See, even after milling off the rotted two to three inches that many of these big trees often have around their girth, what we’re left with is a lot of lumber. Good lumber. Really good, and better than what we’d mill in Colorado. These dead doug fir have heavier, heartier wood than beetle kill blue spruce. Wood strong enough for framing, thick enough to stack for walls, and dense enough to hold heat inside the cabin they’ll one day be.
That’s what this work is all about now. Like mining for gold. Getting down to the good stuff. And this wood is good.
And here’s the thing. Time is of the essence. Sure it would be great to take our time and log and skid and peel and notch and slowly stack logs from our Colorado land where this house will be. And for our next project, that’s what we plan to do. (Yes, knowing us…)

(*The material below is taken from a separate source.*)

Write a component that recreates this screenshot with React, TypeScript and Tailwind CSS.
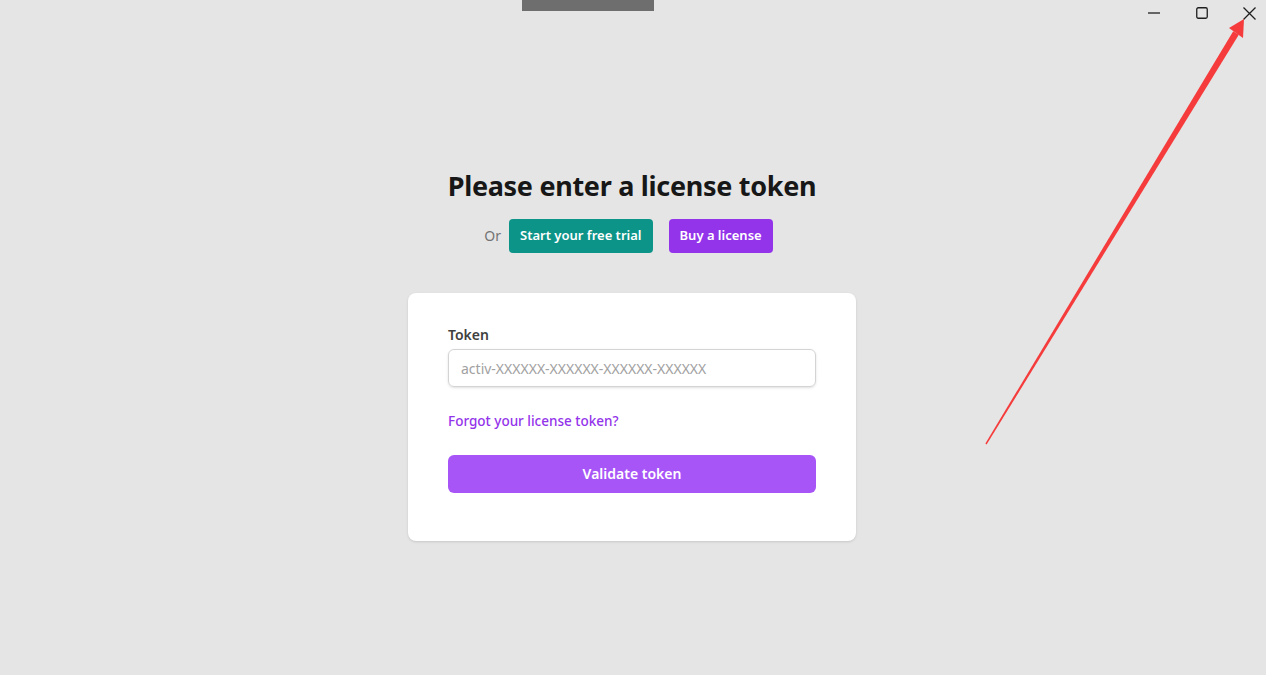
import React from 'react';

const LicensePage = () => {
  return (
    <div className="relative w-full h-[675px] overflow-hidden bg-[#e5e5e5] font-['Noto_Sans',sans-serif] text-gray-900">
      {/* drag handle at top */}
      <div className="absolute left-[522px] top-0 w-[132px] h-[11px] bg-[#6e6e6e]" />

      {/* window controls */}
      <div className="absolute right-0 top-0 flex items-center h-[26px]">
        <button className="w-[48px] h-[26px] flex items-center justify-center" title="Minimize">
          <svg width="12" height="12" viewBox="0 0 12 12">
            <path d="M0 6h12" stroke="#1f1f1f" strokeWidth="1.3" />
          </svg>
        </button>
        <button className="w-[48px] h-[26px] flex items-center justify-center" title="Maximize">
          <svg width="12" height="12" viewBox="0 0 12 12">
            <rect x="0.75" y="0.75" width="10.5" height="10.5" rx="1.5" fill="none" stroke="#1f1f1f" strokeWidth="1.3" />
          </svg>
        </button>
        <button className="w-[40px] h-[26px] flex items-center justify-end pr-[10px]" title="Close">
          <svg width="13" height="13" viewBox="0 0 13 13">
            <path d="M0.5 0.5l12 12M12.5 0.5l-12 12" stroke="#1f1f1f" strokeWidth="1.3" />
          </svg>
        </button>
      </div>

      {/* main content */}
      <div className="flex flex-col items-center pt-[168px] pr-[2px]">
        <h1 className="text-[27px] leading-9 font-bold text-[#171717] tracking-[-0.3px]">Please enter a license token</h1>

        <div className="flex items-center mt-[15px] mr-[7px]">
          <span className="text-sm text-neutral-500 mr-2">Or</span>
          <button className="h-[34px] px-[11px] rounded bg-[#0d9488] text-white text-[13px] font-semibold">
            Start your free trial
          </button>
          <button className="h-[34px] px-[11px] ml-4 rounded bg-[#9333ea] text-white text-[13px] font-semibold">
            Buy a license
          </button>
        </div>

        <div className="mt-10 w-[448px] bg-white rounded-lg shadow-sm px-10 pt-8 pb-12">
          <label className="block text-sm font-semibold text-neutral-700 leading-5">Token</label>
          <input
            type="text"
            placeholder="activ-XXXXXX-XXXXXX-XXXXXX-XXXXXX"
            className="mt-1 w-full h-[38px] px-3 border border-neutral-300 rounded-md text-sm placeholder-neutral-400 outline-none shadow-sm"
          />
          <a className="block mt-6 text-[13.5px] font-medium text-[#9333ea] leading-5">Forgot your license token?</a>
          <button className="mt-6 w-full h-[38px] rounded-md bg-[#a855f7] text-white text-sm font-semibold">
            Validate token
          </button>
        </div>
      </div>

      {/* annotation arrow */}
      <svg className="absolute left-0 top-0 pointer-events-none" width="1266" height="675">
        <polygon points="985.4,443.6 986.6,444.4 1238.8,34.8 1233.2,31.2" fill="#f53b3b" />
        <polygon points="1244,19 1229,28 1243,38" fill="#f53b3b" />
      </svg>
    </div>
  );
};

export default LicensePage;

But for now, for starters, for just getting a cabin built, quick and simple and safe and sound, lets be real. We won’t have that time this year. The only chance we have of getting this project done and having a roof over our head and solid structure to winter in (which in the high wild mountains of Colorado is a serious thing) is to do it this way – mill the lumber now, while we can, before the crunch of summer building begins. Or spend a lot of money we don’t have and hire some crew to do it all, wham bam.
Tempting as that sounds some times, that is not what we’ll do.
Slow and steady, we’ll get it done, by making the most of what we have. A lot of beetle killed trees and one old mill. And we’ll work around what we don’t have: time! Building a house from the ground up in the short season between the ground thawing (May) and the ground freezing again (October) – and building something solid and secure enough to winter in – is already a daunting project for a couple that some say have a few too many years behind them to be taking such a project on. Oh yeah, and in addition to the cabin… there’s getting the solar, septic, greenhouse, horse shelter, chicken coop and wood shed (full) done during that time frame as well.
Geez, when I think of all that, I wonder how the hell we’re going to get it done. I probably shouldn’t be sharing our plans as it’s not going to help with our mounting stress.
Just get to work and get it done and stop whining.
And all the while, try to have fun, find the magic and joy and awe all around, be good to each other, each and every day, no matter how slow it goes.
And really, that’s what we do.
So that was the part about “plans.” Haven’t even started sharing the part about “place.”
Guess I’ll save those deep thoughts for another day.